Ali KORKMAZ Nickli Üyeden Alıntı
Ben de geçtiğimiz yaz ramazan ayı içerisinde 800 km yi oruç tutarak yaptım Bingölün en ücrasından bastım Mersine ailemin yanına iftara yetişeyim diye kışlık mont da üstümde ölme Allahım ölme. Narlıdan sonra nurdağı viyadüklerinde de dondum (iç astarlarını sökmüştüm aceleden de takmadım)hatta yağmura yakalandım. Baktım iftara az kaldı, bastım 140-150 Mersine kadar, otoban zaten. Sonunda iftara yetiştim 5 dk olmuştu ki iftar başladı. Vücudumda su kalmamıştı. İftardan sonra tam bir kova su içmiştim. Şimdi düşünüyorum neden oruç tutarak onca yolu bedenime eziyet ettim. Kaza etseymişim keşke diye düşünüyorum. Göya aklımca orucun sevabı daha da artacak diye düşünmüştüm oysa ki bedene eziyet vermek de günah, biz onu unuttuk. Gerçekten çok hırpalanmıştım. Özellikle Malatya-Erkenek yolunda yol yapımı vardı. Uzun süre stabilize-mucur karışımı yolda ayakta gittim. Adeta ayran-bat oldum :) :) heryerim çalkalanmıştı çünkü.

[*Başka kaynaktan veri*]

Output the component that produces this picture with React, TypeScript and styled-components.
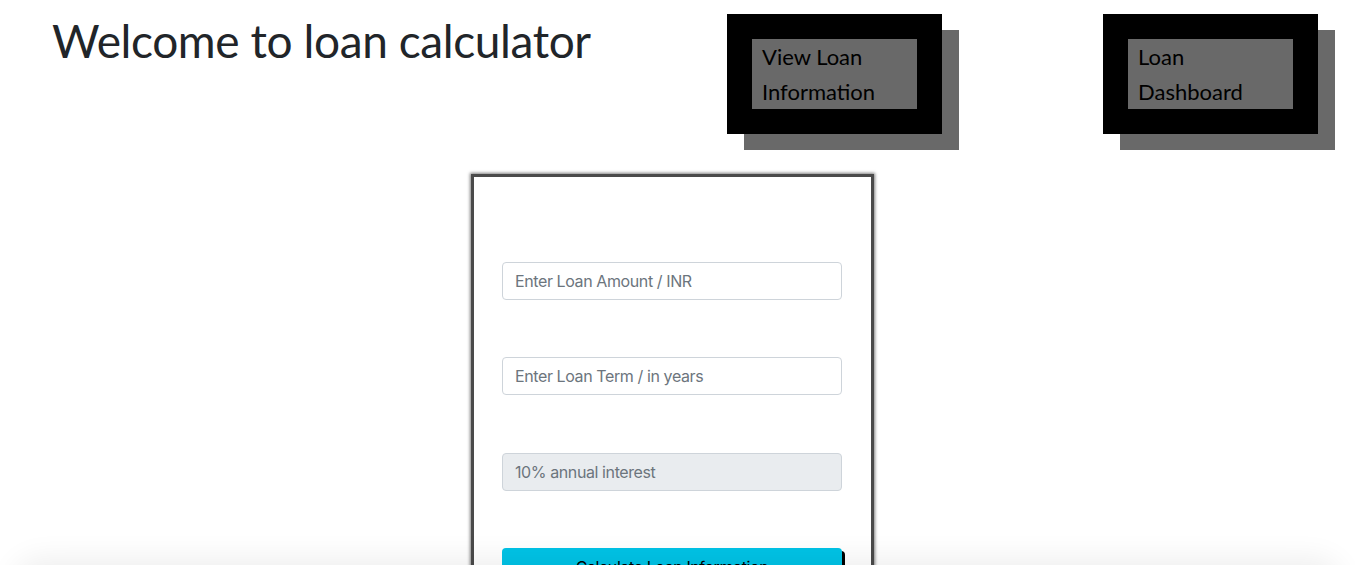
import React from "react";
import styled, { createGlobalStyle } from "styled-components";

const Global = createGlobalStyle`
  html, body { margin: 0; padding: 0; background: #fff; }
  body { font-family: Inter, "Noto Sans", sans-serif; color: #212529; overflow: hidden; }
  * { box-sizing: border-box; }
`;

const Page = styled.div`
  width: 1355px;
  min-height: 565px;
`;

const Header = styled.header`
  display: grid;
  grid-template-columns: 727px 376px 1fr;
  align-items: start;
  padding-top: 14px;
`;

const Title = styled.h1`
  margin: -1px 0 0 52px;
  font-family: Lato, "Noto Sans", sans-serif;
  font-weight: 400;
  font-size: 46px;
  line-height: 1.2;
  letter-spacing: -0.4px;
  color: #212529;
  white-space: nowrap;
`;

const NavButton = styled.a`
  display: block;
  width: 215px;
  border: 25px solid #000;
  background: #696969;
  padding: 0 10px;
  font-family: Lato, "Noto Sans", sans-serif;
  font-size: 22px;
  line-height: 35px;
  color: #000;
  text-decoration: none;
  box-shadow: 17px 16px 0 #696969;
  cursor: pointer;
`;

const Card = styled.form`
  width: 403px;
  margin: 40px 0 0 471px;
  padding: 85px 28px 40px;
  border: 3px solid #4a4a4a;
  box-shadow: 0 0 3px 1px rgba(0, 0, 0, 0.5);
  display: flex;
  flex-direction: column;
  gap: 57.4px;
  min-height: 420px;
`;

const Input = styled.input<{ $disabled?: boolean }>`
  display: block;
  width: 340px;
  height: 38px;
  padding: 6px 12px;
  border: 1px solid #ced4da;
  border-radius: 4px;
  background: ${(p) => (p.$disabled ? "#e9ecef" : "#fff")};
  font-family: Inter, "Noto Sans", sans-serif;
  font-size: 16px;
  letter-spacing: -0.4px;
  color: #495057;
  &::placeholder { color: #6c757d; opacity: 1; }
`;

const Submit = styled.button`
  width: 340px;
  height: 38px;
  border: none;
  border-radius: 4px;
  background: #00c3e6;
  color: #000;
  font-family: Inter, "Noto Sans", sans-serif;
  font-size: 16px;
  letter-spacing: -0.4px;
  box-shadow: 3px 3px 0 #000;
  cursor: pointer;
`;

const BottomFade = styled.div`
  position: fixed;
  left: 20px;
  right: 20px;
  bottom: -40px;
  height: 40px;
  border-radius: 40px;
  box-shadow: 0 0 30px 6px rgba(0, 0, 0, 0.07);
  pointer-events: none;
`;

export default function App() {
  return (
    <Page>
      <Global />
      <Header>
        <Title>Welcome to loan calculator</Title>
        <NavButton>View Loan Information</NavButton>
        <NavButton>Loan Dashboard</NavButton>
      </Header>
      <Card onSubmit={(e) => e.preventDefault()}>
        <Input placeholder="Enter Loan Amount / INR" />
        <Input placeholder="Enter Loan Term / in years" />
        <Input $disabled disabled placeholder="10% annual interest" />
        <Submit type="submit">Calculate Loan Information</Submit>
      </Card>
      <BottomFade />
    </Page>
  );
}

Adıyaman gölbaşı girişinde önümdeki araç bariyere girdi korna ile uyandırdım, hemen sağa çekip adamın yanına koştum yaşlı bir amcaydı, sakin olun size yardıma geldim dedim ve önce sorduğum şey alkol var mı? Sonra birşeyim yok dedi, ben de çantadan su getirip yüzünü yıkadım ve biraz sudan içmesini söyledim, ben orucum deyince :), aklıma acaba ben de bunun gibi uyuklayıp dereye mi uçacam korkusu geldi gözlerim fal taşı gibi açılmıştı. Yolculuğu o heyecanla da bitirmiştim. Sususluk gerçekten konsantrasyonu bozduğu gibi ayaklarda da dermanı azaltıyor.